Leave the pictures out. Return all other data exactly.

--- begin Recorded information ---

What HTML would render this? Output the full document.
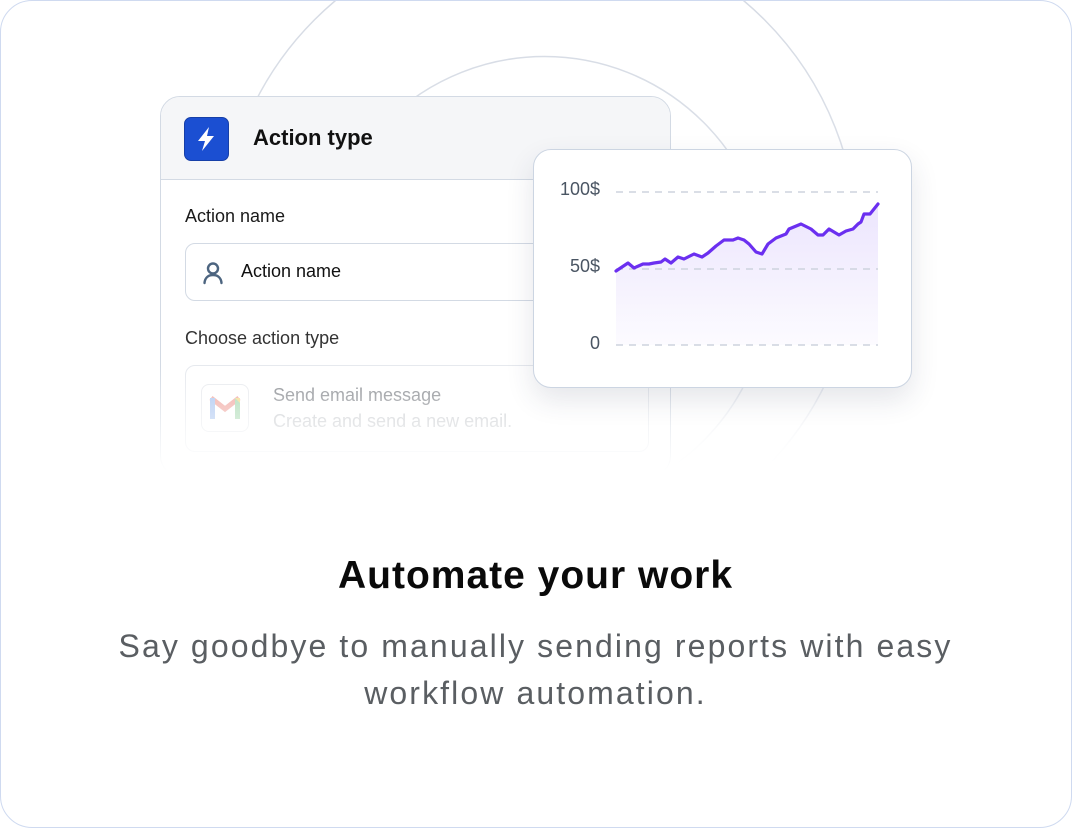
<!DOCTYPE html>
<html><head><meta charset="utf-8"><style>
*{box-sizing:border-box;margin:0;padding:0}
html,body{width:1072px;height:828px;background:#fff;overflow:hidden;font-family:"Liberation Sans",sans-serif}
.card{position:absolute;left:0;top:0;width:1072px;height:828px;border:1.5px solid #cfdaf0;border-radius:32px;background:#fff;overflow:hidden}
.abs{position:absolute}
.left{left:159px;top:95px;width:511px;height:380px;border:1.5px solid #d3dae4;border-radius:20px;background:#fff;overflow:hidden}
.hdr{height:83px;background:#f5f6f8;border-bottom:1.5px solid #d3dae4;position:relative}
.ico{position:absolute;left:23px;top:20px;width:45px;height:44px;background:#1b4fd2;border:1.5px solid #163fa8;border-radius:7px}
.title{position:absolute;left:92px;top:28px;font-size:22px;font-weight:600;color:#111}
.lbl{position:absolute;left:24px;font-size:18px;color:#1a1a1a}
.inp{position:absolute;left:24px;top:146px;width:520px;height:58px;border:1.5px solid #d3dae4;border-radius:10px}
.choice{position:absolute;left:24px;top:268px;width:464px;height:87px;border:1.5px solid #e6e9ee;border-radius:10px}
.fade{position:absolute;left:0;top:365px;width:1070px;height:150px;background:linear-gradient(rgba(255,255,255,0),#fff 70%)}
.chart{left:532px;top:148px;width:379px;height:239px;border:1.5px solid #ccd5e2;border-radius:18px;background:#fff;box-shadow:0 12px 28px rgba(40,50,80,.12)}
.yl{position:absolute;font-size:18px;color:#4a5563;text-align:right;width:70px;left:0}
h1{position:absolute;top:553px;left:0;width:1069px;text-align:center;font-size:39px;font-weight:600;color:#0a0a0a;letter-spacing:1px}
p{position:absolute;top:622px;left:0;width:1069px;text-align:center;font-size:32px;line-height:47px;color:#5a5e62;letter-spacing:2.1px}
</style></head><body>
<div class="card">
<svg class="abs" style="left:0;top:0" width="1070" height="520">
<defs><linearGradient id="cf" gradientUnits="userSpaceOnUse" x1="0" y1="0" x2="0" y2="480"><stop offset="0" stop-color="#d6dbe4"/><stop offset=".8" stop-color="#e3e7ee"/><stop offset="1" stop-color="#fff"/></linearGradient></defs>
<g transform="translate(-1.5,-1.5)" fill="none" stroke="url(#cf)" stroke-width="1.5">
<circle cx="540" cy="245" r="318"/>
<circle cx="545" cy="282" r="225"/>
</g>
</svg>
<div class="abs left">
 <div class="hdr"><div class="ico"><svg width="42" height="41" viewBox="0 0 42 41"><path d="M24 9 L13 23 H20 L17 33 L29 18 H22 Z" fill="#fff"/></svg></div>
 <div class="title">Action type</div></div>
 <div class="lbl" style="top:109px">Action name</div>
 <div class="inp"><svg class="abs" style="left:16px;top:17px" width="22" height="24" viewBox="0 0 22 24"><circle cx="11" cy="7.5" r="5" fill="none" stroke="#4d6580" stroke-width="2.4"/><path d="M2.5 22 C3 16 7 14 11 14 C15 14 19 16 19.5 22" fill="none" stroke="#4d6580" stroke-width="2.4" stroke-linecap="round"/></svg>
 <div class="abs" style="left:55px;top:17px;font-size:18px;color:#111">Action name</div></div>
 <div class="lbl" style="top:231px;color:#333">Choose action type</div>
 <div class="choice">
  <div class="abs" style="left:15px;top:18px;width:48px;height:48px;border:1.5px solid #e8eaee;border-radius:8px"><svg class="abs" style="left:7px;top:10px" width="32" height="26" viewBox="0 0 32 26"><path d="M2 3 L16 14 L30 3" fill="none" stroke="#f0a7a0" stroke-width="5"/><rect x="1" y="3" width="5" height="21" fill="#a9c4f0"/><rect x="26" y="3" width="5" height="21" fill="#a8d9b1"/><path d="M26 3 L31 3 L31 8 Z" fill="#f5d98a"/></svg></div>
  <div class="abs" style="left:87px;top:19px;font-size:18px;color:#8a8d92">Send email message</div>
  <div class="abs" style="left:87px;top:45px;font-size:18px;color:#c6c9cd">Create and send a new email.</div>
 </div>
</div>
<div class="fade"></div>
<div class="abs chart">
 <div class="yl" style="top:29px;left:-4px">100$</div>
 <div class="yl" style="top:106px;left:-4px">50$</div>
 <div class="yl" style="top:183px;left:-4px">0</div>
 <svg class="abs" style="left:-533px;top:-149px" width="1000" height="400">
  <defs><linearGradient id="ar2" x1="0" y1="0" x2="0" y2="1"><stop offset="0" stop-color="#ece5fd"/><stop offset="1" stop-color="#fcfbff"/></linearGradient></defs>
  <path d="M615,270 L627,262 L633,267 L642,263 L648,263 L653,262 L660,261 L664,258 L670,262 L677,256 L683,258 L693,253 L701,256 L707,252 L715,245 L723,239 L732,239 L737,237 L743,239 L748,243 L755,251 L761,253 L767,243 L775,237 L785,233 L788,228 L800,223 L810,228 L817,234 L822,234 L828,228 L838,234 L845,230 L852,228 L857,223 L860,221 L863,213 L869,213 L877,203 L877,344 L615,344 Z" fill="url(#ar2)"/>
  <g stroke="#cdd3de" stroke-width="1.6" stroke-dasharray="7 6"><line x1="615" y1="191" x2="877" y2="191"/><line x1="615" y1="268" x2="877" y2="268"/><line x1="615" y1="344" x2="877" y2="344"/></g>
  <path d="M615,270 L627,262 L633,267 L642,263 L648,263 L653,262 L660,261 L664,258 L670,262 L677,256 L683,258 L693,253 L701,256 L707,252 L715,245 L723,239 L732,239 L737,237 L743,239 L748,243 L755,251 L761,253 L767,243 L775,237 L785,233 L788,228 L800,223 L810,228 L817,234 L822,234 L828,228 L838,234 L845,230 L852,228 L857,223 L860,221 L863,213 L869,213 L877,203" fill="none" stroke="#6b2ff0" stroke-width="3.2" stroke-linejoin="round" stroke-linecap="round"/>
 </svg>
</div>
<h1>Automate your work</h1>
<p>Say goodbye to manually sending reports with easy<br>workflow automation.</p>
</div>
</body></html>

--- end Recorded information ---

Completed task:
What HTML would render this? Output the full document.
<!DOCTYPE html>
<html><head><meta charset="utf-8"><style>
*{box-sizing:border-box;margin:0;padding:0}
html,body{width:1072px;height:828px;background:#fff;overflow:hidden;font-family:"Liberation Sans",sans-serif}
.card{position:absolute;left:0;top:0;width:1072px;height:828px;border:1.5px solid #cfdaf0;border-radius:32px;background:#fff;overflow:hidden}
.abs{position:absolute}
.left{left:159px;top:95px;width:511px;height:380px;border:1.5px solid #d3dae4;border-radius:20px;background:#fff;overflow:hidden}
.hdr{height:83px;background:#f5f6f8;border-bottom:1.5px solid #d3dae4;position:relative}
.ico{position:absolute;left:23px;top:20px;width:45px;height:44px;background:#1b4fd2;border:1.5px solid #163fa8;border-radius:7px}
.title{position:absolute;left:92px;top:28px;font-size:22px;font-weight:600;color:#111}
.lbl{position:absolute;left:24px;font-size:18px;color:#1a1a1a}
.inp{position:absolute;left:24px;top:146px;width:520px;height:58px;border:1.5px solid #d3dae4;border-radius:10px}
.choice{position:absolute;left:24px;top:268px;width:464px;height:87px;border:1.5px solid #e6e9ee;border-radius:10px}
.fade{position:absolute;left:0;top:365px;width:1070px;height:150px;background:linear-gradient(rgba(255,255,255,0),#fff 70%)}
.chart{left:532px;top:148px;width:379px;height:239px;border:1.5px solid #ccd5e2;border-radius:18px;background:#fff;box-shadow:0 12px 28px rgba(40,50,80,.12)}
.yl{position:absolute;font-size:18px;color:#4a5563;text-align:right;width:70px;left:0}
h1{position:absolute;top:553px;left:0;width:1069px;text-align:center;font-size:39px;font-weight:600;color:#0a0a0a;letter-spacing:1px}
p{position:absolute;top:622px;left:0;width:1069px;text-align:center;font-size:32px;line-height:47px;color:#5a5e62;letter-spacing:2.1px}
</style></head><body>
<div class="card">
<svg class="abs" style="left:0;top:0" width="1070" height="520">
<defs><linearGradient id="cf" gradientUnits="userSpaceOnUse" x1="0" y1="0" x2="0" y2="480"><stop offset="0" stop-color="#d6dbe4"/><stop offset=".8" stop-color="#e3e7ee"/><stop offset="1" stop-color="#fff"/></linearGradient></defs>
<g transform="translate(-1.5,-1.5)" fill="none" stroke="url(#cf)" stroke-width="1.5">
<circle cx="540" cy="245" r="318"/>
<circle cx="545" cy="282" r="225"/>
</g>
</svg>
<div class="abs left">
 <div class="hdr"><div class="ico"><svg width="42" height="41" viewBox="0 0 42 41"><path d="M24 9 L13 23 H20 L17 33 L29 18 H22 Z" fill="#fff"/></svg></div>
 <div class="title">Action type</div></div>
 <div class="lbl" style="top:109px">Action name</div>
 <div class="inp"><svg class="abs" style="left:16px;top:17px" width="22" height="24" viewBox="0 0 22 24"><circle cx="11" cy="7.5" r="5" fill="none" stroke="#4d6580" stroke-width="2.4"/><path d="M2.5 22 C3 16 7 14 11 14 C15 14 19 16 19.5 22" fill="none" stroke="#4d6580" stroke-width="2.4" stroke-linecap="round"/></svg>
 <div class="abs" style="left:55px;top:17px;font-size:18px;color:#111">Action name</div></div>
 <div class="lbl" style="top:231px;color:#333">Choose action type</div>
 <div class="choice">
  <div class="abs" style="left:15px;top:18px;width:48px;height:48px;border:1.5px solid #e8eaee;border-radius:8px"><svg class="abs" style="left:7px;top:10px" width="32" height="26" viewBox="0 0 32 26"><path d="M2 3 L16 14 L30 3" fill="none" stroke="#f0a7a0" stroke-width="5"/><rect x="1" y="3" width="5" height="21" fill="#a9c4f0"/><rect x="26" y="3" width="5" height="21" fill="#a8d9b1"/><path d="M26 3 L31 3 L31 8 Z" fill="#f5d98a"/></svg></div>
  <div class="abs" style="left:87px;top:19px;font-size:18px;color:#8a8d92">Send email message</div>
  <div class="abs" style="left:87px;top:45px;font-size:18px;color:#c6c9cd">Create and send a new email.</div>
 </div>
</div>
<div class="fade"></div>
<div class="abs chart">
 <div class="yl" style="top:29px;left:-4px">100$</div>
 <div class="yl" style="top:106px;left:-4px">50$</div>
 <div class="yl" style="top:183px;left:-4px">0</div>
 <svg class="abs" style="left:-533px;top:-149px" width="1000" height="400">
  <defs><linearGradient id="ar2" x1="0" y1="0" x2="0" y2="1"><stop offset="0" stop-color="#ece5fd"/><stop offset="1" stop-color="#fcfbff"/></linearGradient></defs>
  <path d="M615,270 L627,262 L633,267 L642,263 L648,263 L653,262 L660,261 L664,258 L670,262 L677,256 L683,258 L693,253 L701,256 L707,252 L715,245 L723,239 L732,239 L737,237 L743,239 L748,243 L755,251 L761,253 L767,243 L775,237 L785,233 L788,228 L800,223 L810,228 L817,234 L822,234 L828,228 L838,234 L845,230 L852,228 L857,223 L860,221 L863,213 L869,213 L877,203 L877,344 L615,344 Z" fill="url(#ar2)"/>
  <g stroke="#cdd3de" stroke-width="1.6" stroke-dasharray="7 6"><line x1="615" y1="191" x2="877" y2="191"/><line x1="615" y1="268" x2="877" y2="268"/><line x1="615" y1="344" x2="877" y2="344"/></g>
  <path d="M615,270 L627,262 L633,267 L642,263 L648,263 L653,262 L660,261 L664,258 L670,262 L677,256 L683,258 L693,253 L701,256 L707,252 L715,245 L723,239 L732,239 L737,237 L743,239 L748,243 L755,251 L761,253 L767,243 L775,237 L785,233 L788,228 L800,223 L810,228 L817,234 L822,234 L828,228 L838,234 L845,230 L852,228 L857,223 L860,221 L863,213 L869,213 L877,203" fill="none" stroke="#6b2ff0" stroke-width="3.2" stroke-linejoin="round" stroke-linecap="round"/>
 </svg>
</div>
<h1>Automate your work</h1>
<p>Say goodbye to manually sending reports with easy<br>workflow automation.</p>
</div>
</body></html>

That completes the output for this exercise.